While discussions were on, Tunku Abdul Rahman, then the leader of Malaysia from 1957, invited Prime Minister Dudley Senanayake to Malaysia on an official visit. Prime Minister Senanayake, a keen agriculturist, keenly accepted.

During discussions, the Tunku invited Ceylon to join the ASEAN. Instead of playing a Hamlet, as some people equated the cautious prime minister, he said he would think about it.

The news of the Tunku’s invitation broke through, and my own interpretation at the time was that Singapore’s fiery foreign minister S. Shanmugam, of Sri Lankan origin I believe, was not in favour of the Malaysian invitation to Ceylon. Those who know the chequered history of the relationship might understand why.

The story goes that early on, Shanmugam objected to Ceylon that it was outside the geographical area of ASEAN. One story at the time went that at the very time of the signing, Shanmugam not only objected geographically but also that the previous Mrs Sirima Bandaranaike government had communists in it and ASEAN did not welcome communists.

Personally I cannot remember Mrs Bandaranaike’s cabinet (which I was told was a word that had been used) having communists, though I recall it having members of the LSSP.

Anyway, I heard a different story from Prime Minister Senanayake, from whom I was the first to ask about this at a press conference after returning from Malaysia. When I asked him about the invitation to ASEAN, he clearly said he must think about it.

Since I was accompanying Prime Minister Senanayake on his numerous district agricultural visits, I had several occasions to ask him slowly.

He said that ASEAN was an essentially agricultural, economic and social development association; he would not have minded, for that would be apolitical. But this proposed body had a very clear political purpose. I was intended to be political and a buffer against communism.

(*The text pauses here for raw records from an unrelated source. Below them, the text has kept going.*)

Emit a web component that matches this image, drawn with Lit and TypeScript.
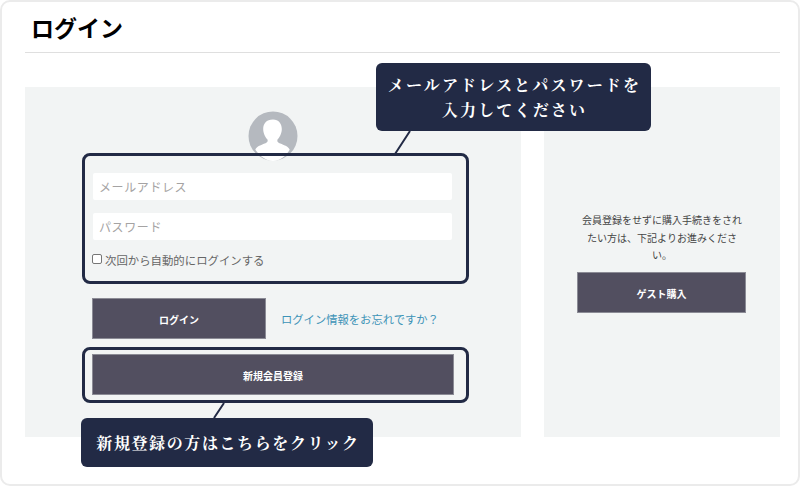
import { LitElement, html, css } from "lit";
import { customElement } from "lit/decorators.js";

@customElement("app-root")
export class AppRoot extends LitElement {
  static styles = css`
    :host { display: block; width: 800px; height: 486px; background: #fff; position: relative; overflow: hidden;
      font-family: "Noto Sans CJK JP", "Noto Sans", sans-serif; color: #555; }
    * { box-sizing: border-box; }
    .card { width: 800px; height: 486px; border: 2px solid #ebebeb; border-radius: 10px; padding: 0 18px 0 23px; }
    .head { height: 51px; border-bottom: 1px solid #dfdfdf; padding: 8px 0 0 6px; font-size: 23px; line-height: 34px; font-weight: 700; color: #000; }
    .panels { display: flex; gap: 23px; margin-top: 34px; height: 350px; }
    .left { width: 496px; background: #f2f4f4; padding: 24px 67px 0; }
    .right { width: 236px; background: #f2f4f4; padding: 124px 33px 0; }
    .avatar { display: block; margin: 0 0 12px 156px; }
    .input { height: 27px; width: 359px; margin-left: 1px; background: #fff; border-radius: 2px; padding-left: 6px; font-size: 12px; line-height: 27px; letter-spacing: .6px; color: #a5a3a3; margin-bottom: 13px; }
    .remember { display: flex; align-items: center; height: 16px; margin-top: -1px; font-size: 11.4px; color: #666; gap: 3px; white-space: nowrap; }
    .box { width: 10px; height: 10px; border: 1px solid #767676; border-radius: 2px; background: #fff; margin-top: -3px; flex: none; }
    .row { display: flex; align-items: center; gap: 15px; margin-top: 30px; }
    .btn { display: flex; align-items: center; justify-content: center; background: #524f60; border: 1px solid #8b8b95; color: #fff; font-size: 10px; font-weight: 700; height: 41px; flex: none; padding-top: 1px; }
    .login { width: 174px; }
    .link { font-size: 11.3px; color: #3d93b7; white-space: nowrap; }
    .signup { width: 362px; margin-top: 15px; }
    .guest { width: 169px; }
    .note { font-size: 10px; line-height: 17.5px; color: #444; text-align: center; margin: 0 2px 8.5px; }
    .mark { position: absolute; left: 82px; width: 387px; border: 3px solid #222a45; border-radius: 8px; }
    .m1 { top: 153px; height: 131px; }
    .m2 { top: 347px; height: 56px; }
    .call { position: absolute; background: #222a45; border-radius: 6px; color: #fff; text-align: center; font-family: "Noto Serif CJK JP", "Source Han Serif", "Liberation Serif", "Noto Sans CJK JP", serif; font-weight: 700; font-size: 16px; letter-spacing: 2.15px; line-height: 25px; display: flex; align-items: center; justify-content: center; padding-left: 2px; }
    .c1 { left: 376px; top: 63px; width: 275px; height: 68px; }
    .c2 { left: 81px; top: 418px; width: 292px; height: 49px; letter-spacing: 1.6px; }
    .wire { position: absolute; left: 0; top: 0; }
  `;

  render() {
    return html`
      <div class="card">
        <div class="head">ログイン</div>
        <div class="panels">
          <div class="left">
            <svg class="avatar" width="50" height="50" viewBox="0 0 50 50">
              <circle cx="25" cy="25" r="24.5" fill="#b5b9bf"></circle>
              <path d="M25 8.500c5.700 0 8.800 4.200 8.800 9.500 0 4.700-2.300 8.500-4.300 10.500-.6 1.800.2 3 2 3.800 4.200 1.700 8.800 3 10.200 6.500C37.500 46 31.500 50 25 50S12.500 46 7.300 38.800c1.400-3.500 6-4.800 10.200-6.500 1.800-.8 2.600-2 2-3.800-2-2-4.300-5.800-4.300-10.500 0-5.300 3.100-9.500 9.800-9.500z" fill="#fff"></path>
            </svg>
            <div class="input">メールアドレス</div>
            <div class="input">パスワード</div>
            <div class="remember"><span class="box"></span>次回から自動的にログインする</div>
            <div class="row">
              <div class="btn login">ログイン</div>
              <span class="link">ログイン情報をお忘れですか？</span>
            </div>
            <div class="btn signup">新規会員登録</div>
          </div>
          <div class="right">
            <div class="note">会員登録をせずに購入手続きをされたい方は、下記よりお進みください。</div>
            <div class="btn guest">ゲスト購入</div>
          </div>
        </div>
      </div>
      <svg class="wire" width="800" height="486" viewBox="0 0 800 486">
        <path d="M410 131 395 154M224 403 214 418" stroke="#222a45" stroke-width="2" fill="none"></path>
      </svg>
      <div class="mark m1"></div>
      <div class="mark m2"></div>
      <div class="call c1"><span>メールアドレスとパスワードを<br />入力してください</span></div>
      <div class="call c2"><span>新規登録の方はこちらをクリック</span></div>
    `;
  }
}
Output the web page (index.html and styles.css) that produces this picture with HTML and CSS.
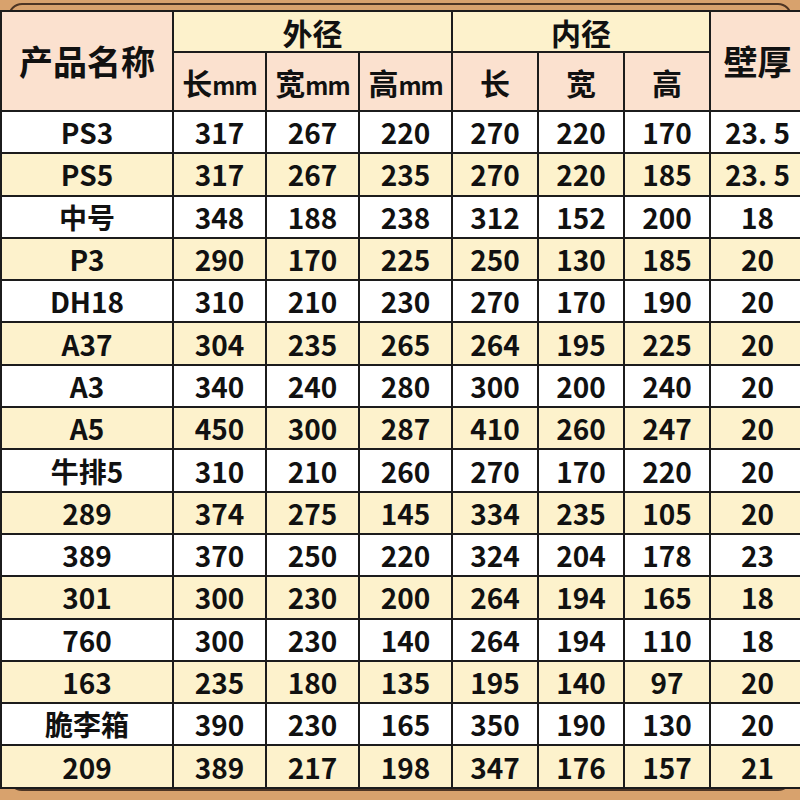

Here was Sri Lanka (Ceylon), which had already participated in the Bandung summit, though Prime Minister Kotelawala (inspired by an anti-Chinese diatribe apparently persuaded by Esmond Wickremesinghe) nearly threw Bandung asunder. Non-Alignment held its first and second NAM summits in Belgrade and Cairo before ASEAN could even sign its pro-Western, especially pro-US, piece of paper.

So today those countries, such as Singapore and Malaysia, from the original ASEAN belt, I hear are members of the Non-Alignment.

What has happened to politics? Would it be strange if Kim Jong-un vote for Donald Trump at the next election?